Written exercise
Say only how many lines contain the word "table".

Source excerpt

## Start

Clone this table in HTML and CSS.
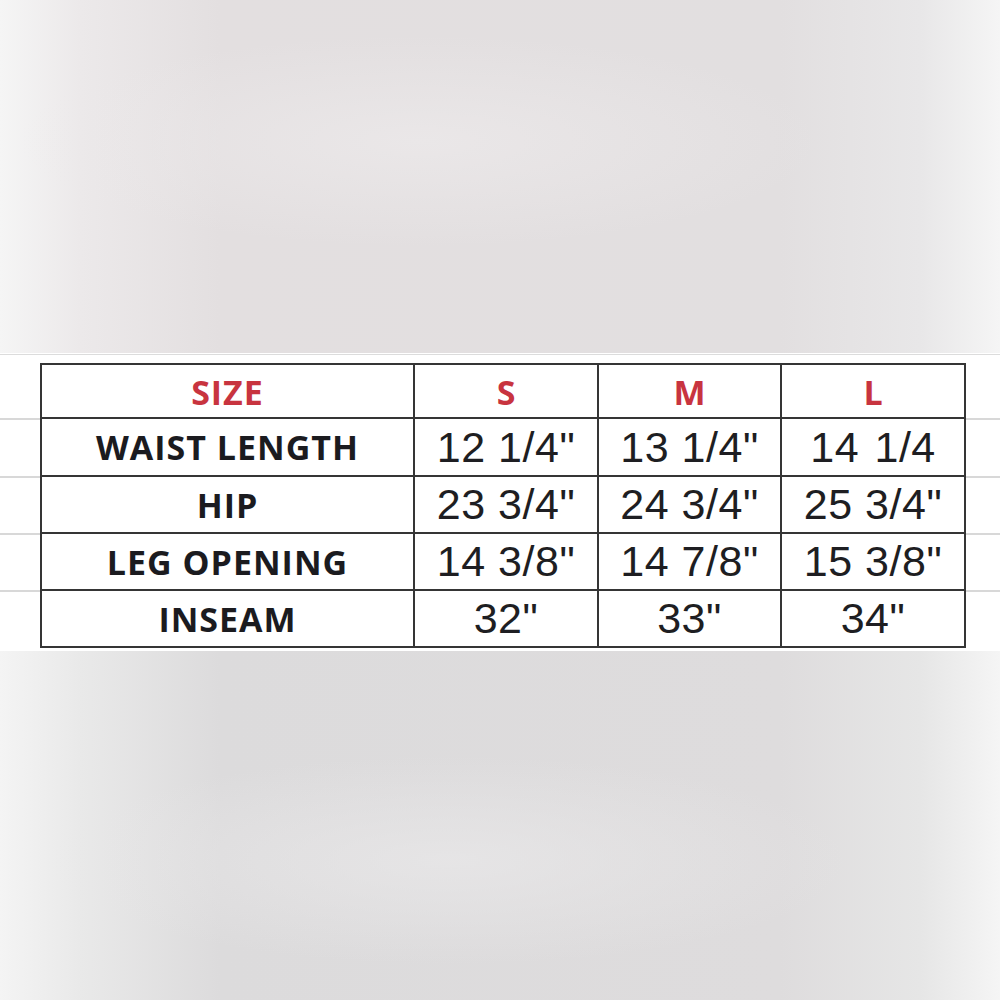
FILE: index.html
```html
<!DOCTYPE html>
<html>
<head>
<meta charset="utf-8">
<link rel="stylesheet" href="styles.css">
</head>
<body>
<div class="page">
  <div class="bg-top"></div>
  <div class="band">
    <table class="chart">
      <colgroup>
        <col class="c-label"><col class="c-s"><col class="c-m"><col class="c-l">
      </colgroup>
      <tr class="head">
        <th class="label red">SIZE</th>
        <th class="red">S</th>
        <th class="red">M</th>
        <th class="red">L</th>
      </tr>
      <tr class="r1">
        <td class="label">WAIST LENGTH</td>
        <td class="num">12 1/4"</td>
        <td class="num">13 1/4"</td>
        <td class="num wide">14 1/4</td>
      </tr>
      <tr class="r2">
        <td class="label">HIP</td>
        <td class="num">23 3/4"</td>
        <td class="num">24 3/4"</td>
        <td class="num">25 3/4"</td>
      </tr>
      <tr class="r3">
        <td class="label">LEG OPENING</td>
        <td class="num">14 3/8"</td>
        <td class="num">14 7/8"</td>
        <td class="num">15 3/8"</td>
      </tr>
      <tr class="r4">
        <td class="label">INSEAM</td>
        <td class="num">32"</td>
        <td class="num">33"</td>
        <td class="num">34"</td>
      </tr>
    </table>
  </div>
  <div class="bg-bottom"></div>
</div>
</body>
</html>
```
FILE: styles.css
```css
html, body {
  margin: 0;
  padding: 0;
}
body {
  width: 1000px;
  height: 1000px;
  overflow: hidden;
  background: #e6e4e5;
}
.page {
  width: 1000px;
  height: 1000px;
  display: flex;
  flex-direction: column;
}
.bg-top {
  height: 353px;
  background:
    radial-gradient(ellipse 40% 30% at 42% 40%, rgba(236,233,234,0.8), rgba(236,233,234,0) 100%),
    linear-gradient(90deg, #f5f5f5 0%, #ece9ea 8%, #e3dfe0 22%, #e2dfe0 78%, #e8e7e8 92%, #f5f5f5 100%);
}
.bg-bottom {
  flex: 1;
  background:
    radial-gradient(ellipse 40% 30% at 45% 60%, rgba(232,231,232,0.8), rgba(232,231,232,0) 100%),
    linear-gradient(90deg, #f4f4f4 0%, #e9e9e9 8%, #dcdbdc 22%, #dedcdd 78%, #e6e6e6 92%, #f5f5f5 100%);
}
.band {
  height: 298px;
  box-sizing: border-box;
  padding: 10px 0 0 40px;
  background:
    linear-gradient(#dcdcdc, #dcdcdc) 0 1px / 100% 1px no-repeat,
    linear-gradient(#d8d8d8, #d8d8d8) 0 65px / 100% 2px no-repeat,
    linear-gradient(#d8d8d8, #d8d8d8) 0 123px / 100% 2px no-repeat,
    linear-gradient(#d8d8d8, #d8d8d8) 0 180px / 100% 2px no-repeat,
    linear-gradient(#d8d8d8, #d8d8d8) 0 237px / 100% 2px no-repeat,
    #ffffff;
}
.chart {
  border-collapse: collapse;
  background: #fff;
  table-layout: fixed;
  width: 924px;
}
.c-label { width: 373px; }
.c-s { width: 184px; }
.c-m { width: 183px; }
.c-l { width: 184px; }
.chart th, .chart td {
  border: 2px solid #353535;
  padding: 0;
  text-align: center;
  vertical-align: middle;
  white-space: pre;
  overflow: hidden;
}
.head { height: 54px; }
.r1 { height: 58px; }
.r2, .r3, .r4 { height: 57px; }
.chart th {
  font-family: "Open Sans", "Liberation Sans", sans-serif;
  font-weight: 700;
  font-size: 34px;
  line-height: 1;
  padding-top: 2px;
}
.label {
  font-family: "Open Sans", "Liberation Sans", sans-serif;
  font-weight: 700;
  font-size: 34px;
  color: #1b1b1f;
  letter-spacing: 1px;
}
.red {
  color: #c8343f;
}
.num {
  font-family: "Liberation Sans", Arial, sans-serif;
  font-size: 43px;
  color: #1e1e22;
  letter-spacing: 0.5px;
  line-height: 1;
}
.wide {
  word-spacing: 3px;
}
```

## End

Task output
4